When it comes to coronavirus, more information is better

On Sunday, the Charlotte Observer published a good story¬†on its front page about the lack of information Mecklenburg County officials were giving the public about COVID-19. (The story was on the paper’s website Friday.)

“As the number of coronavirus cases continues to rise, county officials have refused to reveal demographic data about people who have tested positive, locations where they may have contracted the virus or if they engaged in activities that brought them in close contact with the public.”

On Sunday night, the Mecklenburg County public health director released a great deal of information about the spread of the disease, information the Observer published on its website last night and on the front page this morning.

“ZIP code 28277, encompassing Ballantyne, Piper Glen and other south Charlotte areas, has six or more cases. Another dense cluster of six or more cases was reported in east Charlotte in ZIP code 28205, including Plaza Midwood and Central Avenue.

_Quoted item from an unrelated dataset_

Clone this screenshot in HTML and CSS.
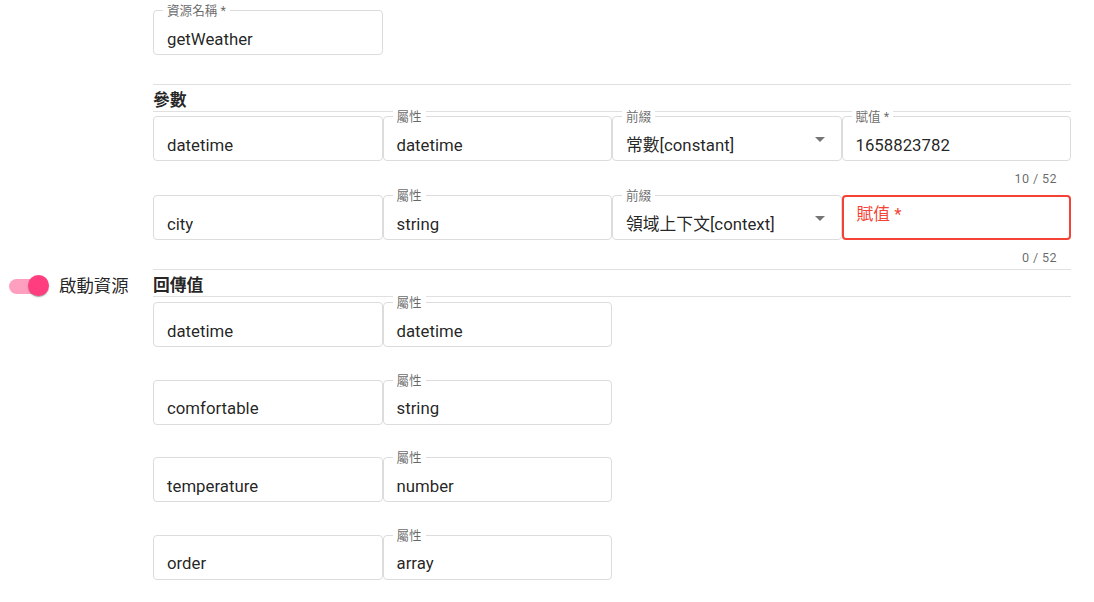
FILE: index.html
```html
<!DOCTYPE html>
<html lang="zh-Hant">
<head>
<meta charset="utf-8">
<title>Resource</title>
<link rel="stylesheet" href="styles.css">
</head>
<body>
<div class="page">
  <aside class="side">
    <div class="switch-row">
      <span class="switch"><span class="track"></span><span class="thumb"></span></span>
      <span class="switch-label">啟動資源</span>
    </div>
  </aside>
  <main class="form">
    <div class="row tall">
      <div class="cell"><div class="field"><span class="label">資源名稱 *</span>getWeather</div></div>
    </div>

    <div class="section-head">參數</div>
    <div class="rows params">
      <div class="row tall">
        <div class="cell"><div class="field">datetime</div></div>
        <div class="cell"><div class="field"><span class="label">屬性</span>datetime</div></div>
        <div class="cell"><div class="field select"><span class="label">前綴</span>常數[constant]<span class="arrow"></span></div></div>
        <div class="cell"><div class="field"><span class="label">賦值 *</span>1658823782</div><div class="helper">10 / 52</div></div>
      </div>
      <div class="row tall">
        <div class="cell"><div class="field">city</div></div>
        <div class="cell"><div class="field"><span class="label">屬性</span>string</div></div>
        <div class="cell"><div class="field select"><span class="label">前綴</span>領域上下文[context]<span class="arrow"></span></div></div>
        <div class="cell"><div class="field error">賦值 *</div><div class="helper">0 / 52</div></div>
      </div>
    </div>

    <div class="section-head">回傳值</div>
    <div class="rows returns">
      <div class="row">
        <div class="cell"><div class="field">datetime</div></div>
        <div class="cell"><div class="field"><span class="label">屬性</span>datetime</div></div>
      </div>
      <div class="row">
        <div class="cell"><div class="field">comfortable</div></div>
        <div class="cell"><div class="field"><span class="label">屬性</span>string</div></div>
      </div>
      <div class="row">
        <div class="cell"><div class="field">temperature</div></div>
        <div class="cell"><div class="field"><span class="label">屬性</span>number</div></div>
      </div>
      <div class="row">
        <div class="cell"><div class="field">order</div></div>
        <div class="cell"><div class="field"><span class="label">屬性</span>array</div></div>
      </div>
    </div>
  </main>
</div>
</body>
</html>
```

FILE: styles.css
```css
html, body {
  margin: 0;
  padding: 0;
  background: #ffffff;
}

body {
  font-family: Roboto, "Noto Sans CJK TC", sans-serif;
  color: rgba(0, 0, 0, 0.87);
  font-size: 16.8px;
}

.page {
  display: flex;
  width: 1094px;
}

.side {
  width: 153px;
  flex: none;
  box-sizing: border-box;
  padding-top: 275px;
  padding-left: 9px;
}

.switch-row {
  display: flex;
  align-items: center;
  gap: 10px;
  height: 22px;
}

.switch {
  position: relative;
  width: 40px;
  height: 22px;
  flex: none;
}

.track {
  position: absolute;
  left: 0;
  top: 3.5px;
  width: 36px;
  height: 15px;
  border-radius: 8px;
  background: rgba(255, 64, 129, 0.5);
}

.thumb {
  position: absolute;
  left: 19px;
  top: 0;
  width: 21px;
  height: 21px;
  border-radius: 50%;
  background: #ff3d7f;
  box-shadow: 0 2px 1px -1px rgba(0, 0, 0, 0.2), 0 1px 1px 0 rgba(0, 0, 0, 0.14), 0 1px 3px 0 rgba(0, 0, 0, 0.12);
}

.switch-label {
  font-size: 17.4px;
  line-height: 22px;
}

.form {
  width: 918px;
  flex: none;
  padding-top: 10px;
}

.row {
  display: grid;
  grid-template-columns: repeat(4, 1fr);
}

.row.tall {
  height: 74px;
}

.rows {
  display: flex;
  flex-direction: column;
}

.params {
  gap: 5px;
}

.returns {
  gap: 32.67px;
  padding-top: 1px;
}

.cell {
  display: flex;
  flex-direction: column;
  min-width: 0;
}

.field {
  position: relative;
  height: 45px;
  box-sizing: border-box;
  border: 1px solid #dcdcdc;
  border-radius: 4px;
  padding: 17.5px 14px 0 13px;
  font-size: 16.8px;
  line-height: 20px;
  white-space: nowrap;
  color: rgba(0, 0, 0, 0.87);
}

.label {
  position: absolute;
  top: -8px;
  left: 9px;
  padding: 0 4px;
  background: #ffffff;
  font-size: 12.6px;
  line-height: 15px;
  color: rgba(0, 0, 0, 0.6);
}

.select .arrow {
  position: absolute;
  right: 16px;
  top: 20px;
  width: 0;
  height: 0;
  border-left: 5px solid transparent;
  border-right: 5px solid transparent;
  border-top: 5px solid rgba(0, 0, 0, 0.54);
}

.field.error {
  border: 2px solid #f44336;
  padding: 7px 13px 0 13px;
  color: #f44336;
}

.helper {
  margin-top: 8px;
  padding-right: 14px;
  text-align: right;
  font-size: 12.6px;
  line-height: 20px;
  letter-spacing: 0.4px;
  color: rgba(0, 0, 0, 0.6);
}

.section-head {
  height: 28px;
  box-sizing: border-box;
  border-top: 1px solid #e0e0e0;
  border-bottom: 1px solid #e0e0e0;
  padding-top: 4px;
  margin-bottom: 4px;
  font-size: 16.8px;
  line-height: 22px;
  font-weight: 700;
  color: rgba(0, 0, 0, 0.87);
}
```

Four ZIP codes did not have any cases: 28204, 28214, 28262 and 28036.

“About half of all known cases involve adults ages 20 to 39, officials said. In one case, a resident under age 19 tested positive for the virus, Harris said.”

I don’t know if the county released the detailed information because of the Observer’s story or because they realized that it had vital information that would help the public understand the nature and size of the virus in the county.

Information is power: it helps you understand what you’re facing and how to contextualize it. If the Observer’s coverage help spur the release of more information, then good for them; they are serving the community.